Im rauchfreien Bürgerhaus Kaldenkirchen, wo die Treffen stattfinden, haben Kückemanns und Schmitz Beispiele für den historischen Fundus des Kollegiums ausgebreitet, alte Fotos, Zeitungsausschnitte. Beim Sammeln und Archivieren allein blieb es nicht: "Betriebsbesichtigungen gehören zu unserem Programm. Wir besuchen Firmen, die prägend für Kaldenkirchen und die Region waren und sind", sagt Schmitz.

Aus dem Tabakskollegium, in älteren Dokumenten auch Tabakkollegium geschrieben, ging der Bürgerverein Kaldenkirchen hervor, das Kollegium aber blieb als eine Art Verein im Verein, ist heute dem Bürgerverein angegliedert. Zu den Treffen, bei denen auch schon mal Vorträge in der Kaldenkirchener Mundart Koakerker Platt gehalten werden, kommen "durchschnittlich mehr als 50 Personen", sagt Kückemanns.

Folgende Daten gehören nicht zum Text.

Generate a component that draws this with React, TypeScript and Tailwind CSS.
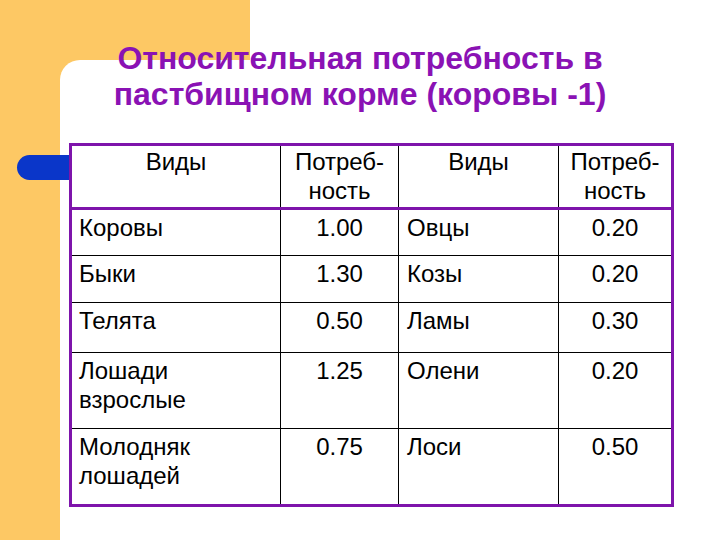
const rows: { a: string[]; av: string; b: string; bv: string }[] = [
  { a: ["Коровы"], av: "1.00", b: "Овцы", bv: "0.20" },
  { a: ["Быки"], av: "1.30", b: "Козы", bv: "0.20" },
  { a: ["Телята"], av: "0.50", b: "Ламы", bv: "0.30" },
  { a: ["Лошади", "взрослые"], av: "1.25", b: "Олени", bv: "0.20" },
  { a: ["Молодняк", "лошадей"], av: "0.75", b: "Лоси", bv: "0.50" },
];

const rowH = ["h-[47px]", "h-[47px]", "h-[50px]", "h-[76px]", "h-[77px]"];

export default function App() {
  return (
    <div
      className="relative w-[720px] h-[540px] overflow-hidden bg-white"
      style={{ fontFamily: '"Liberation Sans", Arial, sans-serif' }}
    >
      {/* yellow L-shaped backdrop with the white panel's rounded corner */}
      <div className="absolute left-0 top-0 w-[250px] h-[100px] bg-[#fdc864]" />
      <div className="absolute left-0 top-0 w-[100px] h-[540px] bg-[#fdc864]" />
      <div className="absolute left-[60px] top-[60px] w-[660px] h-[480px] bg-white rounded-tl-[20px]" />
      {/* blue tab */}
      <div className="absolute left-[17px] top-[155px] w-[60px] h-[25px] rounded-l-full bg-[#0a36c9]" />

      <div className="relative flex flex-col pt-[40px]">
        <h1 className="text-center text-[32px] leading-[36px] font-bold text-[#8a12b4]">
          Относительная потребность в
          <br />
          пастбищном корме (коровы -1)
        </h1>

        <table className="ml-[69px] mt-[31px] w-[602px] table-fixed border-collapse border-[3px] border-[#7e14ab] bg-white text-[24px] leading-[29px] text-black">
          <colgroup>
            <col className="w-[210px]" />
            <col className="w-[118px]" />
            <col className="w-[160px]" />
            <col className="w-[114px]" />
          </colgroup>
          <thead>
            <tr className="h-[64px]">
              <th className="border border-black border-b-[3px] border-b-[#7e14ab] align-top pt-[1px] font-normal text-center">
                Виды
              </th>
              <th className="border border-black border-b-[3px] border-b-[#7e14ab] align-top pt-[1px] font-normal text-center">
                Потреб-
                <br />
                ность
              </th>
              <th className="border border-black border-b-[3px] border-b-[#7e14ab] align-top pt-[1px] font-normal text-center">
                Виды
              </th>
              <th className="border border-black border-b-[3px] border-b-[#7e14ab] align-top pt-[1px] font-normal text-center">
                Потреб-
                <br />
                ность
              </th>
            </tr>
          </thead>
          <tbody>
            {rows.map((r, i) => (
              <tr key={i} className={rowH[i]}>
                <td className="border border-black align-top pt-[3px] pl-[7px]">
                  {r.a.map((t) => (
                    <div key={t}>{t}</div>
                  ))}
                </td>
                <td className="border border-black align-top pt-[3px] text-center">{r.av}</td>
                <td className="border border-black align-top pt-[3px] pl-[8px]">{r.b}</td>
                <td className="border border-black align-top pt-[3px] text-center">{r.bv}</td>
              </tr>
            ))}
          </tbody>
        </table>
      </div>
    </div>
  );
}
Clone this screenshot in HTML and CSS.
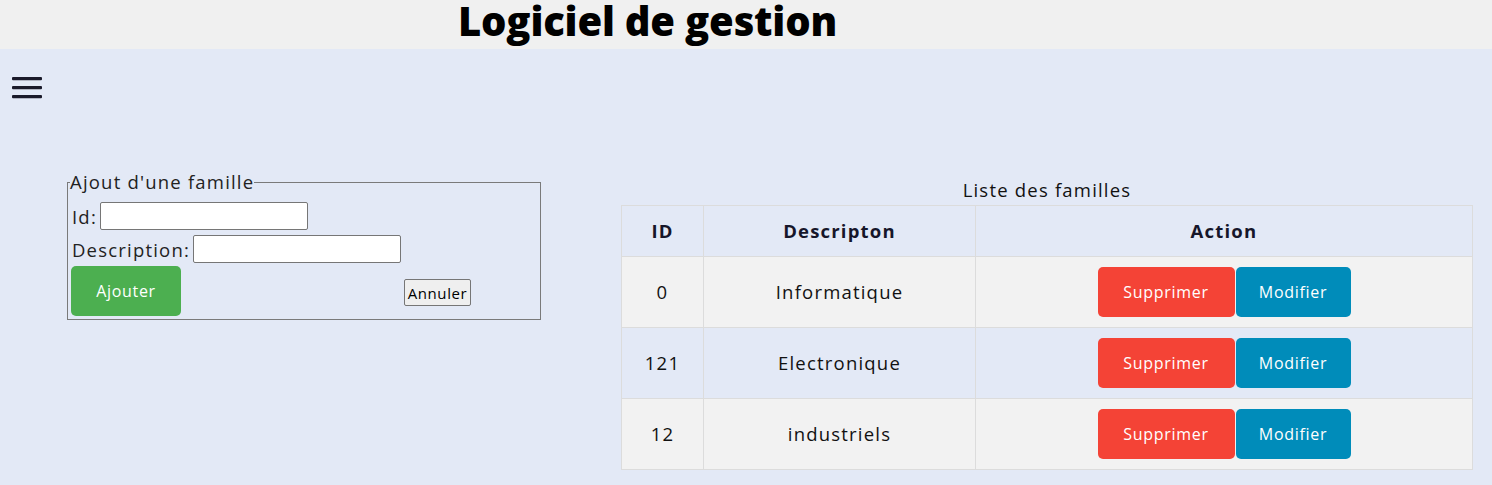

Derzeit plane man naturkundliche und kulturelle Führungen und Veranstaltungen: "Kaldenkirchen und Umgebung hat so viel Schönes zu bieten, das möchten wir Ältere auch jungen Menschen, Familien vor allem, nahebringen."

Das Tabakskollegium pflegt einen regen Austausch mit dem Heimatverein der Nachbargemeinde in den Niederlanden, Heemkundige Kring Tegelen. Schmitz: "Kaldenkirchen und Tegelen haben eine lange gemeinsame Geschichte, sie gehörten früher beide zum Herzogtum Jülich." Mit dem Austausch betreibe man grenzüberschreitendes Miteinander im geeinten Europa.

Einem Europaabgeordneten freilich schien das Tabakskollegium zunächst suspekt: "Karl-Heinz Florenz empfing uns bei einem Besuch in Brüssel erst, nachdem man ihn aufgeklärt hatte, dass wir kein Raucherclub sind", erzählt Schmitz und zwinkert. Mit Rauchen hat das Tabakskollegium nun mal trotz des Namens nichts am Hut.